A lei da liberdade é de suma importância, porquanto por ela é que se dá toda a movimentação entre os estratos do mundo, entre as categorias, desde a mais abaixo até a mais acima. O homem, a sociedade e a história são formas que atravessam todos os quatro estratos (categorias) e dão também a sua forma.
Diante dessa responsabilidade do homem, surge a pergunta fundamental. A Ética. “Que se deve fazer?”. Desde a Grécia Antiga os filósofos se debruçam sobre essa questão, ensejando desde então as mais variadas éticas eudaimônicas e suas variações hedonistas.. Porém, também outras duas perguntas fundamentais devem ser feitas. “Que é bem?” “Em que se pode reconhecê-lo?”
Pra responder a essa questão, Hartmann apresenta sua crítica ao subjetivismo e propõe uma ética material nova, fundada nos valores objetivos das coisas. Para ele, o valor está sempre na coisa e não no homem. Os valores são, pois independentes do homem, a quem cabe descobrir o valor da coisa pelo conhecimento.
A insuficiência das éticas materiais anteriores, assim como as formais, fica evidente na obra de Kant. Mas Hartmann inova ao demonstrar que o conhecimento a priori kantiano não se pode confundir com o formalismo. A norma moral em conteúdo material, mas é independente, é perene, é, pois, a priori. A subjetividade não cria valores, apenas os identifica. Se é verdade que o homem vive num emaranhado de sensações, também é verdade que vive descobrindo valores, efetivando valores.

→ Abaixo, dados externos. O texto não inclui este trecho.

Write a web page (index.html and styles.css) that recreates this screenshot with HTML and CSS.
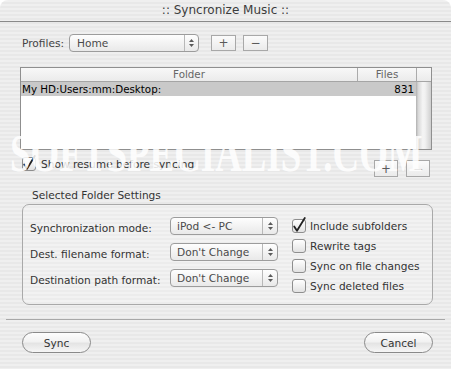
FILE: index.html
```
<!DOCTYPE html>
<html>
<head>
<meta charset="utf-8">
<title>Syncronize Music</title>
<link rel="stylesheet" href="styles.css">
</head>
<body>
<div class="window">
  <div class="titlebar">:: Syncronize Music ::</div>
  <div class="content">
    <div class="profiles">
      <span class="profiles-label">Profiles:</span>
      <div class="popup popup-profile">
        <span class="popup-text">Home</span>
        <span class="popup-arrows"><svg width="5" height="8" viewBox="0 0 5 8"><polygon points="2.5,0 5,3 0,3" fill="#5a5a5a"/><polygon points="0,5 5,5 2.5,8" fill="#5a5a5a"/></svg></span>
      </div>
      <button class="sqbtn sqbtn-lg sqbtn-first">+</button>
      <button class="sqbtn sqbtn-lg sqbtn-second">&minus;</button>
    </div>

    <div class="table">
      <div class="thead">
        <div class="th">Folder</div>
        <div class="th th-sep">Files</div>
        <div class="th th-sep"></div>
      </div>
      <div class="tbody">
        <div class="rows">
          <div class="row selected"><span>My HD:Users:mm:Desktop:</span><span>831</span></div>
        </div>
        <div class="scrolltrack"></div>
      </div>
    </div>

    <div class="under">
      <div class="check check-resume">
        <span class="cbox"><svg width="14" height="14" viewBox="0 0 14 14"><path d="M2.2 7.4 L5 11.8 L12.8 -1" fill="none" stroke="#222" stroke-width="1.8" stroke-linecap="round" stroke-linejoin="round"/></svg></span>
        <span>Show resume before syncing</span>
      </div>
      <div class="smallbtns">
        <button class="sqbtn sqbtn-sm">+</button>
        <button class="sqbtn sqbtn-sm">&minus;</button>
      </div>
    </div>

    <div class="group-caption">Selected Folder Settings</div>
    <div class="group">
      <div class="group-left">
        <div class="grow">
          <span class="glabel">Synchronization mode:</span>
          <div class="popup popup-mode">
            <span class="popup-text">iPod &lt;- PC</span>
            <span class="popup-arrows"><svg width="5" height="8" viewBox="0 0 5 8"><polygon points="2.5,0 5,3 0,3" fill="#5a5a5a"/><polygon points="0,5 5,5 2.5,8" fill="#5a5a5a"/></svg></span>
          </div>
        </div>
        <div class="grow">
          <span class="glabel">Dest. filename format:</span>
          <div class="popup popup-mode">
            <span class="popup-text">Don't Change</span>
            <span class="popup-arrows"><svg width="5" height="8" viewBox="0 0 5 8"><polygon points="2.5,0 5,3 0,3" fill="#5a5a5a"/><polygon points="0,5 5,5 2.5,8" fill="#5a5a5a"/></svg></span>
          </div>
        </div>
        <div class="grow">
          <span class="glabel">Destination path format:</span>
          <div class="popup popup-mode">
            <span class="popup-text">Don't Change</span>
            <span class="popup-arrows"><svg width="5" height="8" viewBox="0 0 5 8"><polygon points="2.5,0 5,3 0,3" fill="#5a5a5a"/><polygon points="0,5 5,5 2.5,8" fill="#5a5a5a"/></svg></span>
          </div>
        </div>
      </div>
      <div class="group-right">
        <div class="check gcheck">
          <span class="cbox"><svg width="14" height="14" viewBox="0 0 14 14"><path d="M2.2 7.4 L5 11.8 L12.8 -1" fill="none" stroke="#222" stroke-width="1.8" stroke-linecap="round" stroke-linejoin="round"/></svg></span>
          <span>Include subfolders</span>
        </div>
        <div class="check gcheck"><span class="cbox"></span><span>Rewrite tags</span></div>
        <div class="check gcheck"><span class="cbox"></span><span>Sync on file changes</span></div>
        <div class="check gcheck"><span class="cbox"></span><span>Sync deleted files</span></div>
      </div>
    </div>
  </div>

  <div class="separator"></div>
  <div class="footer">
    <button class="pill">Sync</button>
    <button class="pill">Cancel</button>
  </div>

  <div class="watermark" aria-hidden="true">SOFTSPECIALIST.COM</div>
</div>
</body>
</html>
```

FILE: styles.css
```
html, body {
  margin: 0;
  background: #ffffff;
}

body {
  font-family: "DejaVu Sans", "Liberation Sans", sans-serif;
  font-size: 10.6px;
  color: #333333;
}

.window {
  position: relative;
  width: 451px;
  height: 369px;
  border-radius: 8px 8px 0 0;
  overflow: hidden;
  display: flex;
  flex-direction: column;
  background: repeating-linear-gradient(to bottom, #efefef 0, #efefef 2px, #e8e8e8 2px, #e8e8e8 4px);
}

.titlebar {
  flex: none;
  height: 21px;
  line-height: 21px;
  border-bottom: 1px solid #8a8a8a;
  text-align: center;
  font-size: 12px;
  color: #3c3c3c;
}

.content {
  display: flex;
  flex-direction: column;
  padding: 0 19px 0 20px;
}

/* Profiles row */
.profiles {
  margin-top: 12px;
  height: 18px;
  padding-left: 2px;
  display: flex;
  align-items: center;
}

.profiles-label {
  width: 47px;
  color: #444444;
}

.popup {
  box-sizing: border-box;
  height: 18px;
  border: 1px solid #9c9c9c;
  border-radius: 4px;
  background: linear-gradient(#fefefe, #f2f2f2 55%, #e9e9e9);
  display: flex;
  align-items: center;
  color: #4a4a4a;
}

.popup-profile {
  width: 130px;
}

.popup-text {
  flex: 1;
  padding-left: 7px;
  white-space: nowrap;
}

.popup-arrows {
  width: 13px;
  align-self: stretch;
  border-left: 1px solid #b8b8b8;
  display: flex;
  align-items: center;
  justify-content: center;
}

.sqbtn {
  box-sizing: border-box;
  border: 1px solid #a8a8a8;
  background: linear-gradient(#fbfbfb, #ebebeb);
  color: #5a5a5a;
  font-family: "DejaVu Sans", sans-serif;
  font-size: 12px;
  line-height: 1;
  padding: 0;
  display: flex;
  align-items: center;
  justify-content: center;
}

.sqbtn-lg {
  width: 25px;
  height: 16px;
}

.sqbtn-first {
  margin-left: 12px;
}

.sqbtn-second {
  margin-left: 7px;
}

.sqbtn-sm {
  width: 24px;
  height: 17px;
}

/* Table */
.table {
  margin-top: 15px;
  height: 83px;
  box-sizing: border-box;
  border: 1px solid #8f8f8f;
  background: #ffffff;
  display: flex;
  flex-direction: column;
}

.thead {
  flex: none;
  height: 14px;
  box-sizing: border-box;
  border-bottom: 1px solid #a5a5a5;
  display: grid;
  grid-template-columns: 336px 59px 15px;
  background: linear-gradient(#f8f8f8, #ebebeb);
}

.th {
  font-size: 10.3px;
  line-height: 13px;
  color: #666666;
  text-align: center;
}

.th-sep {
  border-left: 1px solid #ababab;
}

.tbody {
  flex: 1;
  display: flex;
}

.rows {
  flex: 1;
}

.row {
  height: 14px;
  line-height: 14px;
  padding: 0 2px 0 1px;
  display: flex;
  justify-content: space-between;
  font-size: 10.3px;
  color: #000000;
}

.row.selected {
  background: #c9c9c9;
}

.scrolltrack {
  width: 15px;
  background: linear-gradient(to right, #b0b0b0, #d8d8d8 15%, #f4f4f4 45%, #f1f1f1 60%, #cfcfcf 100%);
}

/* Under table */
.under {
  height: 27px;
  display: flex;
  justify-content: space-between;
}

.check {
  display: flex;
  align-items: center;
  color: #333333;
  white-space: nowrap;
}

.check-resume {
  margin-top: 7px;
  padding-left: 2px;
  height: 14px;
  gap: 5px;
  align-self: flex-start;
}

.cbox {
  flex: none;
  box-sizing: border-box;
  width: 14px;
  height: 14px;
  border: 1px solid #8e8e8e;
  border-radius: 3px;
  background: linear-gradient(#ffffff, #e2e2e2);
  display: flex;
}

.cbox svg {
  margin: -1px;
  overflow: visible;
}

.smallbtns {
  align-self: flex-end;
  display: flex;
  gap: 8px;
  margin-right: 2px;
}

/* Group */
.group-caption {
  margin-top: 12px;
  padding-left: 12px;
  height: 13px;
  line-height: 13px;
  color: #333333;
}

.group {
  margin: 2px -1px 0 2px;
  height: 101px;
  box-sizing: border-box;
  border: 1px solid #a9a9a9;
  border-radius: 7px;
  background: rgba(255, 255, 255, 0.2);
  padding: 12px 0 0 7px;
  display: flex;
}

.group-left {
  width: 248px;
  display: flex;
  flex-direction: column;
  gap: 8px;
}

.grow {
  height: 18px;
  display: flex;
}

.glabel {
  width: 140px;
  padding-top: 5px;
  line-height: 13px;
  color: #333333;
  white-space: nowrap;
}

.popup-mode {
  width: 108px;
}

.popup-mode .popup-text {
  padding-left: 6px;
}

.popup-mode .popup-arrows {
  width: 14px;
}

.group-right {
  margin-left: 14px;
  padding-top: 2px;
  display: flex;
  flex-direction: column;
}

.gcheck {
  height: 20px;
  align-items: flex-start;
  gap: 4px;
  line-height: 14px;
}

/* Footer */
.separator {
  flex: none;
  height: 1px;
  background: #a8a8a8;
  margin: 14px 6px 0 6px;
}

.footer {
  margin-top: 12px;
  padding: 0 18px 0 22px;
  display: flex;
  justify-content: space-between;
}

.pill {
  box-sizing: border-box;
  width: 69px;
  height: 21px;
  border: 1px solid #8a8a8a;
  border-radius: 11px;
  background: linear-gradient(#fdfdfd, #f2f2f2 45%, #e4e4e4 55%, #f6f6f6);
  font-family: "DejaVu Sans", sans-serif;
  font-size: 10.6px;
  color: #333333;
  padding: 0;
}

/* Watermark overlay */
.watermark {
  position: absolute;
  left: 10px;
  top: 128px;
  font-family: "Liberation Serif", serif;
  font-weight: bold;
  font-size: 52px;
  line-height: 52px;
  color: rgba(255, 255, 255, 0.85);
  white-space: nowrap;
  pointer-events: none;
  transform: scaleX(0.71);
  transform-origin: left top;
}
```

Esses valores são o fato gerador das normas de conduta. E a forma de identificá-los com segurança é a redução fenomenológica metafísica, isto é, intencional, porém, pura.
O processo de descoberta dos valores se dá pela atuação do homem, que faz a conexão respectiva na história, por intermédio de sua categoria espiritual. Nesse sentido, Hartmann identifica três níveis espirituais. O espírito pessoal, que é individual. O espírito objetivo, que é supra-humano. O espírito objetivado, que diz respeito a efetivação, a conexão estabelecida pelo homem, ou ainda, à descoberta efetiva do valor. Assim, o dever ser, propriedade humana, deve ser estabelecido a partir de 05 estratos fundamentais.
Valor em si. Dever ser ideal. Dever ser atual. Dever fazer. Valor realizado.